*EXTRACTED RECORDS*:
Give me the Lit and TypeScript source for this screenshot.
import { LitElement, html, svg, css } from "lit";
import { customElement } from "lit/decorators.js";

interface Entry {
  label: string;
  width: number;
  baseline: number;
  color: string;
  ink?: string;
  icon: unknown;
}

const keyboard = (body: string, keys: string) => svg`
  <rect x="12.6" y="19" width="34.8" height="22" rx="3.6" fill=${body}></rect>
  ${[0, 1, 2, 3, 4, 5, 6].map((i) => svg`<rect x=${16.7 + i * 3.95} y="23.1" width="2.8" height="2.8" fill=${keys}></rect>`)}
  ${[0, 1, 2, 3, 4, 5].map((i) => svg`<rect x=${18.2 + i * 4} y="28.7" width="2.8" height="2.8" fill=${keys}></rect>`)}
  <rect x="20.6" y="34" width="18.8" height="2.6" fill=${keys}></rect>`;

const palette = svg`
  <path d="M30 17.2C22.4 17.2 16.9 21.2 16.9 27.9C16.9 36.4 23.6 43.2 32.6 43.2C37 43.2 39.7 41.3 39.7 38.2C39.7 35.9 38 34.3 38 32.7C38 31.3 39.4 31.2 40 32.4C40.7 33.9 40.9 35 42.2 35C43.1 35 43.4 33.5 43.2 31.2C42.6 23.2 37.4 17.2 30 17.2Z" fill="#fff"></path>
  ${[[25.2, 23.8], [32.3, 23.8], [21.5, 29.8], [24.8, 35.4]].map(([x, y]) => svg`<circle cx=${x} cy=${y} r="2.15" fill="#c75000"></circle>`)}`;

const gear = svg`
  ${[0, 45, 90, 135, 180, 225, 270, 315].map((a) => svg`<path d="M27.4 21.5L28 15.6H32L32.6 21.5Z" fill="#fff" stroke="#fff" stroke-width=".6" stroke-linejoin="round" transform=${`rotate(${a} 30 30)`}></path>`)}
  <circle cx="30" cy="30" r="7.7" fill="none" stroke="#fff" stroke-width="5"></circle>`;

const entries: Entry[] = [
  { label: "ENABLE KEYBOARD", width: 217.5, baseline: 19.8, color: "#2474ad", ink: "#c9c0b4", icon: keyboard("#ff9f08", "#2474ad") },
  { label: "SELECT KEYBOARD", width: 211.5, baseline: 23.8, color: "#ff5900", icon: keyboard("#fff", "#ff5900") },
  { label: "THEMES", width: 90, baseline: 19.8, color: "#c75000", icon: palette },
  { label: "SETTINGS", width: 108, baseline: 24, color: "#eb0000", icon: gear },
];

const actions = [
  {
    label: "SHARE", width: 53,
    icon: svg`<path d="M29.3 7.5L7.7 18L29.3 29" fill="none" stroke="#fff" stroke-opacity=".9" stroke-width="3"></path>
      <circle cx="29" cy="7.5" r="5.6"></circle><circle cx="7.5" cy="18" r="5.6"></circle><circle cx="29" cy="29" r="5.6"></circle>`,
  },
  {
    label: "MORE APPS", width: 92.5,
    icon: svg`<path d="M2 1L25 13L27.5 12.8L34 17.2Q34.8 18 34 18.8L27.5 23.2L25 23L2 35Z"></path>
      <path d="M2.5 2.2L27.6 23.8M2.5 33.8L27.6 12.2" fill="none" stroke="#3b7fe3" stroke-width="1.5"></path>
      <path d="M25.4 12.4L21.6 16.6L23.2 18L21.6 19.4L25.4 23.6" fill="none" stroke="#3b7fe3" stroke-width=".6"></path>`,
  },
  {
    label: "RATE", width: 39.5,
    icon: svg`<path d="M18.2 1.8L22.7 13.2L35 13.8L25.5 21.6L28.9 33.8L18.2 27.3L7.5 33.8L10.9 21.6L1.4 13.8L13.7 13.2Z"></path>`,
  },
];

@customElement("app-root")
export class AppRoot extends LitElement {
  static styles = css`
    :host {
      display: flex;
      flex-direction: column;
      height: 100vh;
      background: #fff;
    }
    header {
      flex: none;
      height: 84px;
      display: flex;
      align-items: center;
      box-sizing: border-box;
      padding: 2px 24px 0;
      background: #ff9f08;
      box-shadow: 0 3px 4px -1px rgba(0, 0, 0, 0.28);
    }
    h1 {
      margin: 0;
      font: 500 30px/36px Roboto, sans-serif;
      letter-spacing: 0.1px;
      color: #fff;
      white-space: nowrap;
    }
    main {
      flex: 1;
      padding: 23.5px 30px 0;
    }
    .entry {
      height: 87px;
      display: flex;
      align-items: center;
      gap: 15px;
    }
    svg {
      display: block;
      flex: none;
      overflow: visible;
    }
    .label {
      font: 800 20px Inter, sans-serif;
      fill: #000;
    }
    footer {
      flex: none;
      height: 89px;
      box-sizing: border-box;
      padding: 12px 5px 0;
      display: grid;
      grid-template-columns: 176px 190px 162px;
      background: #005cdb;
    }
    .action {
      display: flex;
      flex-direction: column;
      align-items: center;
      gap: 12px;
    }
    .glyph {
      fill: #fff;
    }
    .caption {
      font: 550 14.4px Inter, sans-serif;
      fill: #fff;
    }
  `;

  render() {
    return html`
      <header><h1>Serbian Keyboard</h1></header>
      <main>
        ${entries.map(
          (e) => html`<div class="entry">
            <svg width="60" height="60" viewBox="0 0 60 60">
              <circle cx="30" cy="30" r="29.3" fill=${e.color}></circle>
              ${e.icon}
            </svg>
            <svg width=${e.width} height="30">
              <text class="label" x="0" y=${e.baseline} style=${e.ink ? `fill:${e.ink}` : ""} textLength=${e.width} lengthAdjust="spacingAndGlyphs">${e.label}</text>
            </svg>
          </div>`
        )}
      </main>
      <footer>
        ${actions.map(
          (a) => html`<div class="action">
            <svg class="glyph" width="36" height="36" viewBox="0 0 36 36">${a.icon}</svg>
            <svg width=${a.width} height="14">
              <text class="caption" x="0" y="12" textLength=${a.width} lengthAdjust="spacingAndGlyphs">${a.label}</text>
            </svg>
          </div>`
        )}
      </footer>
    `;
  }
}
* * *
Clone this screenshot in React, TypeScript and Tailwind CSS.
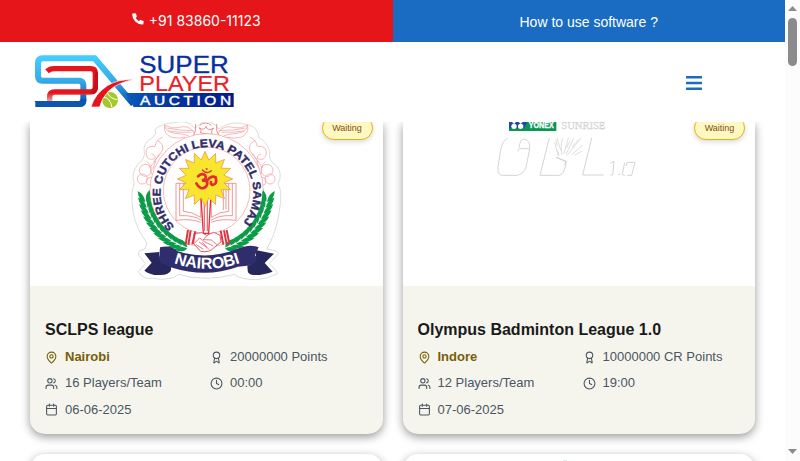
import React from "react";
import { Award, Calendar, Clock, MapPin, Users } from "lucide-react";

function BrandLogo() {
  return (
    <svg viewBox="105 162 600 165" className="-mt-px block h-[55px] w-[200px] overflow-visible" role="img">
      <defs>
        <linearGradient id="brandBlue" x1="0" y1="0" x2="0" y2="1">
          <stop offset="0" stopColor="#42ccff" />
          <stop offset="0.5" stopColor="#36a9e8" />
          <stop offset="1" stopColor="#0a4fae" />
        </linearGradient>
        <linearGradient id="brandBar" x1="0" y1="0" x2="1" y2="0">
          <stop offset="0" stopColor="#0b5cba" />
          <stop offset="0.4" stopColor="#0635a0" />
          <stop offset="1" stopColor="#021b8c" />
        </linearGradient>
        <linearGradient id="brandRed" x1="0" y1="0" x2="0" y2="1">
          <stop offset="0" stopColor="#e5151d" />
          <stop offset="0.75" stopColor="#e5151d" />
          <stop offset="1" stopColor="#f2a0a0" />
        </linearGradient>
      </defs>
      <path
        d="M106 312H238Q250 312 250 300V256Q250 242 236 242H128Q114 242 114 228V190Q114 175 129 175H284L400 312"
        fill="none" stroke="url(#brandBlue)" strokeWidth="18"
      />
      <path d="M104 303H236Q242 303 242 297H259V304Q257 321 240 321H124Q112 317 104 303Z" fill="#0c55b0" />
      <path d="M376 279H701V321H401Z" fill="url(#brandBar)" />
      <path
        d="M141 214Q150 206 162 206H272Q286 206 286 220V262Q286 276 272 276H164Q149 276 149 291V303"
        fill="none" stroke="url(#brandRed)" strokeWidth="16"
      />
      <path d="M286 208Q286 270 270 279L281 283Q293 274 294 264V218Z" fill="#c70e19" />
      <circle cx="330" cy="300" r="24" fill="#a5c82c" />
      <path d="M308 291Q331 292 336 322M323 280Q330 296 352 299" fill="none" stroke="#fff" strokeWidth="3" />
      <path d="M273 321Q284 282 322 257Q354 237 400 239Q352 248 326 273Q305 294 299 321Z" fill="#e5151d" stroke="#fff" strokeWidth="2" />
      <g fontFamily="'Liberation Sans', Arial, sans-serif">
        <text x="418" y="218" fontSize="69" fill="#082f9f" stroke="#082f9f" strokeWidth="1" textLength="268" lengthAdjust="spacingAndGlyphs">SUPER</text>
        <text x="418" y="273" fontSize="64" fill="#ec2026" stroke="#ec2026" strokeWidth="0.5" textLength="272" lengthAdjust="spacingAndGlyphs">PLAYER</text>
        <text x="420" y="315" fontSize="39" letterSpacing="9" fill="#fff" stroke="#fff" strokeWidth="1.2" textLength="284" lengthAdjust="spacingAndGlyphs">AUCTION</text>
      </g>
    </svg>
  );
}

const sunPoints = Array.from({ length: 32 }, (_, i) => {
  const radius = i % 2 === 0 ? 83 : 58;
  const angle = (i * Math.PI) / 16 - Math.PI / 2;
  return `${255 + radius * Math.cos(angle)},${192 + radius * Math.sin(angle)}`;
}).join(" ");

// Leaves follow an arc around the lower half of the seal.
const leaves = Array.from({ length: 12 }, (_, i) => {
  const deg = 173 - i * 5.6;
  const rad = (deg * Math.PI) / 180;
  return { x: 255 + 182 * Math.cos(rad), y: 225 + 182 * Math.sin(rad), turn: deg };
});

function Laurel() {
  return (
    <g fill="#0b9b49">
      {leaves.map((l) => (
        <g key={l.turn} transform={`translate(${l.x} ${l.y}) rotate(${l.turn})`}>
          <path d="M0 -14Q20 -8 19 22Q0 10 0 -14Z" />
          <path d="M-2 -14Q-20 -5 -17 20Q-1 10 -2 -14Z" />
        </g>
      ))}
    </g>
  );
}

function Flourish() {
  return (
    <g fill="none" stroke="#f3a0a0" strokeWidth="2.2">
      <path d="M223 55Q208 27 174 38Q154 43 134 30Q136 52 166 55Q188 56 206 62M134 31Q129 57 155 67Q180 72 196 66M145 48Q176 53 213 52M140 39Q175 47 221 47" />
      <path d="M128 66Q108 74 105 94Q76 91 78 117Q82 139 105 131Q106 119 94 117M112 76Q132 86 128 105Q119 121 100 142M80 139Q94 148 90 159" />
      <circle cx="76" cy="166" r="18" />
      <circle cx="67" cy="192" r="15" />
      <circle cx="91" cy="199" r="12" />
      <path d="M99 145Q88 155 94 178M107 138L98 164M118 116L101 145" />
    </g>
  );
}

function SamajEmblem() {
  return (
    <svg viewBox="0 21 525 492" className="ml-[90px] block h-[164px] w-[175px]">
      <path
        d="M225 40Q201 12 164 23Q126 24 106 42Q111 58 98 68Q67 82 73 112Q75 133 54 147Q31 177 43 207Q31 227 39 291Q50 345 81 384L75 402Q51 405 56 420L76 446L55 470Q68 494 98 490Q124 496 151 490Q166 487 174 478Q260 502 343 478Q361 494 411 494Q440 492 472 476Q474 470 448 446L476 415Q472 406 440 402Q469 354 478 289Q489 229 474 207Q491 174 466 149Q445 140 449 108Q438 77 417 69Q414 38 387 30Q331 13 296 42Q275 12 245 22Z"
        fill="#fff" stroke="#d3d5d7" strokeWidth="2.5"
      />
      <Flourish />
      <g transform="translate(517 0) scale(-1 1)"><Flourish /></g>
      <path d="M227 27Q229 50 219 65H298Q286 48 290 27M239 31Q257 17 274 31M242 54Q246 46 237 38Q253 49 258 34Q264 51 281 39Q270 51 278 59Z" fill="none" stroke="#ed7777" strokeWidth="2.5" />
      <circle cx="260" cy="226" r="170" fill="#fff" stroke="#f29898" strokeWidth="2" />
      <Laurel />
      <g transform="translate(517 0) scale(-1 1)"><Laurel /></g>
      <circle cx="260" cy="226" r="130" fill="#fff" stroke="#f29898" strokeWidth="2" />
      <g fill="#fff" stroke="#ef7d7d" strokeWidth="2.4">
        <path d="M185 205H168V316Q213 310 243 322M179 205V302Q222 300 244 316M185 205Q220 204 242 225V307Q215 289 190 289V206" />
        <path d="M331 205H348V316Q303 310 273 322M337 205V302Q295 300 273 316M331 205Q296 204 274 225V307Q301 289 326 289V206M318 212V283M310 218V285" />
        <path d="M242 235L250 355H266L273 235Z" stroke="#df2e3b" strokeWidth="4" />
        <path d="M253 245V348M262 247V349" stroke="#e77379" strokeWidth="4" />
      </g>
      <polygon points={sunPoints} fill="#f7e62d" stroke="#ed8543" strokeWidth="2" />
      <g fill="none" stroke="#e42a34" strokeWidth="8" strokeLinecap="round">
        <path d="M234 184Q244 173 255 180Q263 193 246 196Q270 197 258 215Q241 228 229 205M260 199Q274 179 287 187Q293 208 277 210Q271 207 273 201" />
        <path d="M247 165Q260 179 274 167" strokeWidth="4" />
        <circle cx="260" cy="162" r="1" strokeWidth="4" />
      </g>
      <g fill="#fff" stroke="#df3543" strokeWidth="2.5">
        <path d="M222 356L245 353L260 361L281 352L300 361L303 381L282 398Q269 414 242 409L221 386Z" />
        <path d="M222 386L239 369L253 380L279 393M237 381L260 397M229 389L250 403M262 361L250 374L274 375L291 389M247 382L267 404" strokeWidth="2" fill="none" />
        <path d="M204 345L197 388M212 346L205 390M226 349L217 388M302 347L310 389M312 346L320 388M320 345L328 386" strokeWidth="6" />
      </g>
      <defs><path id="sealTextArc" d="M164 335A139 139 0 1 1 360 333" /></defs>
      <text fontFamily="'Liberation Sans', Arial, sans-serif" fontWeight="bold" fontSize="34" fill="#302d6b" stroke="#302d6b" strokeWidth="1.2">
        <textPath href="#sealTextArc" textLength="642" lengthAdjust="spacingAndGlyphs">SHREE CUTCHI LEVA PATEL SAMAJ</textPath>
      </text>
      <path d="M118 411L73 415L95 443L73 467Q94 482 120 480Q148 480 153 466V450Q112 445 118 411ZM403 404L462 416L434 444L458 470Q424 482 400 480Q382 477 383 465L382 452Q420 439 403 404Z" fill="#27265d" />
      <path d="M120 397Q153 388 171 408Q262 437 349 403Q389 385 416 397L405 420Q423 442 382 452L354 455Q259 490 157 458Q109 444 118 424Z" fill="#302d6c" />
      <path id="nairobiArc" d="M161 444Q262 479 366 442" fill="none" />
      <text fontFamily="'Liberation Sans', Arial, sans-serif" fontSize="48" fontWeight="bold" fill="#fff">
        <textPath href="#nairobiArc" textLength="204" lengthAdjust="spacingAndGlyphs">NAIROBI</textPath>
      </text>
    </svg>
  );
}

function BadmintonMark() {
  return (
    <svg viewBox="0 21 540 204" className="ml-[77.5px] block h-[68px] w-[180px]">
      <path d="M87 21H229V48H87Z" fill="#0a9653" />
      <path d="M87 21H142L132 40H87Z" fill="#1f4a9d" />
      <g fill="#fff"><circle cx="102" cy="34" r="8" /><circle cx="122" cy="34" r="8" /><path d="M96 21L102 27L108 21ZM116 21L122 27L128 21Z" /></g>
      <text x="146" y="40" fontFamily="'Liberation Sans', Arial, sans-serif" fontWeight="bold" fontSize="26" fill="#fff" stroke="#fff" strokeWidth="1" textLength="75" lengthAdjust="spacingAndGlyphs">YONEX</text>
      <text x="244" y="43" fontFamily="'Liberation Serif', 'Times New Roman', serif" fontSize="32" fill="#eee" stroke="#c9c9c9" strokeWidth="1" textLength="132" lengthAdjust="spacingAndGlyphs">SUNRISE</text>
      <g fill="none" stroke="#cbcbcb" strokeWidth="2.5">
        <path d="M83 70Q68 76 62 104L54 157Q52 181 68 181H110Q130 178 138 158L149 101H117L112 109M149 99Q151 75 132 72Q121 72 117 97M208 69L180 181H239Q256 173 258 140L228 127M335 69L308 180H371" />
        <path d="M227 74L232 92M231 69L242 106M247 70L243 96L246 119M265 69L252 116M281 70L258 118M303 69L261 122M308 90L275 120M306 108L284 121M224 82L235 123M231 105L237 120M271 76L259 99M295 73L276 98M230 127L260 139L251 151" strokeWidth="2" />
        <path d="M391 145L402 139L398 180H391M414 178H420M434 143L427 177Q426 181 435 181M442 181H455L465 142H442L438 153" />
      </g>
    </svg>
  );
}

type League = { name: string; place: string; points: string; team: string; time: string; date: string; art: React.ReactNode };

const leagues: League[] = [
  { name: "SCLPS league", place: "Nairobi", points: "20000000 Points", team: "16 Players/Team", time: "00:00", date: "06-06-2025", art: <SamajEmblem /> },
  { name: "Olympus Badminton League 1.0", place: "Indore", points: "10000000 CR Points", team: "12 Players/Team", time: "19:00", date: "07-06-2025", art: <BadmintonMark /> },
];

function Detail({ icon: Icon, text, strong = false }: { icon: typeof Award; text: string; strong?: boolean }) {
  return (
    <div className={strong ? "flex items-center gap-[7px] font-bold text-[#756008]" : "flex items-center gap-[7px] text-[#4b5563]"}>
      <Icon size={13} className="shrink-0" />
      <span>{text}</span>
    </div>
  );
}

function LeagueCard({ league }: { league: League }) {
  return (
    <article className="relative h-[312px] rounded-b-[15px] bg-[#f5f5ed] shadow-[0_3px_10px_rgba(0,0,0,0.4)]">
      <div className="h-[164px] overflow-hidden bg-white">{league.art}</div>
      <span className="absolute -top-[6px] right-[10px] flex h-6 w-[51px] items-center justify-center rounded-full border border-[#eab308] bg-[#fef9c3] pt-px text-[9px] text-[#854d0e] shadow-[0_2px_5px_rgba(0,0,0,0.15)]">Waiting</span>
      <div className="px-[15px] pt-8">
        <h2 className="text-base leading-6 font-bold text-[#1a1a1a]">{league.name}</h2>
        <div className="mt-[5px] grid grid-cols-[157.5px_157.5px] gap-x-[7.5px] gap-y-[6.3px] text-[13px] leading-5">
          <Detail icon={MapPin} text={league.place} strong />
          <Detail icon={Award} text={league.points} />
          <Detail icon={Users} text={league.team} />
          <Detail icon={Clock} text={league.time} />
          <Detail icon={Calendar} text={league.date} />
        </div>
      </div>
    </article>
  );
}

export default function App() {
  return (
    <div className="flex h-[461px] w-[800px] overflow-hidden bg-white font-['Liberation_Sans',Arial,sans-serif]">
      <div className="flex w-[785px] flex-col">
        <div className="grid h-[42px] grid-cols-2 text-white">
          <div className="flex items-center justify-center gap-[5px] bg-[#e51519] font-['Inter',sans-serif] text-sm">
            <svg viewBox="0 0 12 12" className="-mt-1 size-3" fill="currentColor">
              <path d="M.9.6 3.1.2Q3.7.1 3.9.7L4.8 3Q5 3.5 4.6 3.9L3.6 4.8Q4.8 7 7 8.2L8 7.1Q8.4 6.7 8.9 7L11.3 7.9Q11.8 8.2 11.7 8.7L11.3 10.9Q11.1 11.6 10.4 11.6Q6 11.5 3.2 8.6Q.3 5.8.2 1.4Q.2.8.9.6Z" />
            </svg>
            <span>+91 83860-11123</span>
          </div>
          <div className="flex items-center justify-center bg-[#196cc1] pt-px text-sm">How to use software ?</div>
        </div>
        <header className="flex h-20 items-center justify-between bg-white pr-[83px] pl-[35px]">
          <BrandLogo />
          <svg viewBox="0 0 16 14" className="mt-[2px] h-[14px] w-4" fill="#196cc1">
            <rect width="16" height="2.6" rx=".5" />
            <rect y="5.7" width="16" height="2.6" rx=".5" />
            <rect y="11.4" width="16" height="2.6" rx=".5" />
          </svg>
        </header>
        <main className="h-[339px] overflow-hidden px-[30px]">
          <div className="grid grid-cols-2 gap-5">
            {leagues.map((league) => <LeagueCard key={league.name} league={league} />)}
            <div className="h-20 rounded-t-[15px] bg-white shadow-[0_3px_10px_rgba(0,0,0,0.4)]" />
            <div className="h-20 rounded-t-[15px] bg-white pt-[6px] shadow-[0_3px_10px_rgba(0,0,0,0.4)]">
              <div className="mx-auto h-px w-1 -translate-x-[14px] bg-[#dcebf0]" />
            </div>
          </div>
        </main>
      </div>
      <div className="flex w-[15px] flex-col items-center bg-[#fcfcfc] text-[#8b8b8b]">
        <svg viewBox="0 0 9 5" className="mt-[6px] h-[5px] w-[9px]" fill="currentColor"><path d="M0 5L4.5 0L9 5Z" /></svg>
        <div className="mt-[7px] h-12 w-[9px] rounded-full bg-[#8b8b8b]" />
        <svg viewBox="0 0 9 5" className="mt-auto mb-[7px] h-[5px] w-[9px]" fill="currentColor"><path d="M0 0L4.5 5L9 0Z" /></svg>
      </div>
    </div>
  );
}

*WRITTEN TASK*: List every line above that contains the word "screenshot".

*WRITTEN ANSWER*:
Give me the Lit and TypeScript source for this screenshot.
Clone this screenshot in React, TypeScript and Tailwind CSS.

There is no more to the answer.